Around 1450, there was again a shift from virtual credit to gold and silver. The discovery of the New World(owing to the voyages of Christopher Columbus) and the colonization of the American continents led to  a massive influx of bullion into Europe from the Americas. This return to bullion was accompanied by “vast empires and professional armies, massive predatory warfare,  untrammeled usury and debt peonage, a new burst of scientific and philosophical creativity”. This was the time when a series of plagues and Black Death decimated large cities in Europe, commercial regions were destroyed and whole cities went bankrupt. Real wages fell as the inflation(price revolution) spurred by the inflow of bullion continued to erode the purchasing power and the region was trapped in endemic warfare. This set the stage for the emergence of capitalism. This phase also saw the emergence of the banking system. “The Bank of England was created in 1694 when a consortium of London and Edinburgh merchants offered the King William III a loan to help finance his war against France and in return asked for a monopoly over issuance of banknotes – notes for the money that the king owed them.” In 1690’s there was a severe shortage of silver coins and the wages and prices collapsed. It led to a series of debates on whether the coins should be debased or bullion should be abandoned in favor of pure credit money. The final outcome was that  various forms of credit money emerged alongside bullion but bullion was never abandoned and in 1717, Britain adopted gold standard.

Gold standard was vulnerable to fluctuations in the quantity of gold and countries kept suspending and adopting gold standard from time to time. For instance, Britain abandoned gold standard after the first world war and returned to it in 1925. It finally came to an end when in 1971, US President Richard Nixon announced that dollar was no longer convertible to gold. Since then, there have been a slew of innovations in the financial sector and various forms of credit money have emerged, marking the return to the phase of virtual credit money.
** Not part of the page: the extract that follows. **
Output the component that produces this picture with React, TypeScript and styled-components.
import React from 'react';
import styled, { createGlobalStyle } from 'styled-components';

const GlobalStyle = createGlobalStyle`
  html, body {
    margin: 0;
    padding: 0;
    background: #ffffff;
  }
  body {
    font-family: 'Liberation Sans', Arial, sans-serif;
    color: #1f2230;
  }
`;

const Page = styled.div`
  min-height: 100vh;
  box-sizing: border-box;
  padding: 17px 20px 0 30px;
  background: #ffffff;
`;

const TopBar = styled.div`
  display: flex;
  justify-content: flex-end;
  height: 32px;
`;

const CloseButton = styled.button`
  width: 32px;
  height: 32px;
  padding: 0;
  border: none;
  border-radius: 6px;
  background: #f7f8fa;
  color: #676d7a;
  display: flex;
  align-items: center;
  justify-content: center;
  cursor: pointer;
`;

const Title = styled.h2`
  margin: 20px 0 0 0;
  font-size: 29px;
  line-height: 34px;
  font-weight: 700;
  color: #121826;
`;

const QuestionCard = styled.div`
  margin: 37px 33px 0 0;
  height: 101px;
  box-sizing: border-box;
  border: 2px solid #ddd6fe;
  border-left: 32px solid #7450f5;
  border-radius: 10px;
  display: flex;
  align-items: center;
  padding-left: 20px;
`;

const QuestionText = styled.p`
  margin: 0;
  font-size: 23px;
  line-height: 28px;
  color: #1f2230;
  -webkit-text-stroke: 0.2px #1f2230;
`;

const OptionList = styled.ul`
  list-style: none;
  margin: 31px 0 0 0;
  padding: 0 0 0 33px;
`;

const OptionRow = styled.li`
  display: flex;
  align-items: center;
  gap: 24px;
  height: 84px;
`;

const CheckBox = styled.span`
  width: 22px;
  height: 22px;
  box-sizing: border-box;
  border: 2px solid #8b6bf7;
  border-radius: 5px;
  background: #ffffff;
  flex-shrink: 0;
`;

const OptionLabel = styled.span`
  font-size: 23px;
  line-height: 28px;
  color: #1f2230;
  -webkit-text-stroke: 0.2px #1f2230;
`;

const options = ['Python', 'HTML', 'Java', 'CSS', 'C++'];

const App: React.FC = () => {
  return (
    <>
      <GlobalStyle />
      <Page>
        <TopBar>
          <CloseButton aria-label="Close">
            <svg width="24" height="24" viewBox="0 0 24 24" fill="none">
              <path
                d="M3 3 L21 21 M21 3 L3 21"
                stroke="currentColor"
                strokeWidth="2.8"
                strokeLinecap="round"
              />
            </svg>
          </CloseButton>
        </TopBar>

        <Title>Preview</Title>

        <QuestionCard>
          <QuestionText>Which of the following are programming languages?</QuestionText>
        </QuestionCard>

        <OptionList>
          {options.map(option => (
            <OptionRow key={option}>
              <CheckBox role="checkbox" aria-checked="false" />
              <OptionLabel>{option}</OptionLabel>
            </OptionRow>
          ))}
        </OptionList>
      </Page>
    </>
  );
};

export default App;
Graeber claims that modern money is based on government debt and governments borrow money to finance wars. He says that Nixon floated the dollar to pay for the Vietnam war and the debt crisis was a direct result of the massive military expenditure. In this light, Graeber says, US currency is fiat money backed by its military power. He concludes by presenting a paradox : If history holds true then a return to virtual money should mean a movement away from war, empire buildings and slavery but since 1971 what we have seen is the opposite. US debt has primarily been war debt and the credit arrangements are not mediated by interpersonal relations of trust(as was the case when credit systems dominated in history) but by profit seeking corporations. By eliminating all legal restrictions on the interest that these credit companies could charge, this system is actually making usury legal – which is the opposite of what one would expect in a society based on credit arrangements. US debt is monetized by the Fed which prints money to buy treasury bonds and then lends them to other commercial banks. The international organisations like IMF, World Bank, WTO work on the principle that “(unless one is the United States Treasury)one has to pay one’s debt “. Graeber claims that this “debt – imperialism” is not sustainable and the recent financial crisis was a manifestation of the strains that the system is experiencing.

Graeber’s book has garnered much praise in the intellectual sphere and has sparked off discussions on debt and the role of money as a social convention. Some commentators have critiqued  Graeber’s hypothesis including Noah Smith(here) and Brad DeLong(here). I feel that the book provides a fresh perspective on debt, war, slavery, politics and religion and debunks various myths surrounding money. Looking at the evolution of money through an anthropological lens, it touches upon concepts like gift economies, human economies, communism, hierarchy and exchange . While providing a background for the recent financial crisis, it raises many questions on the sustainability on the current system for which we still don’t have any concrete answers.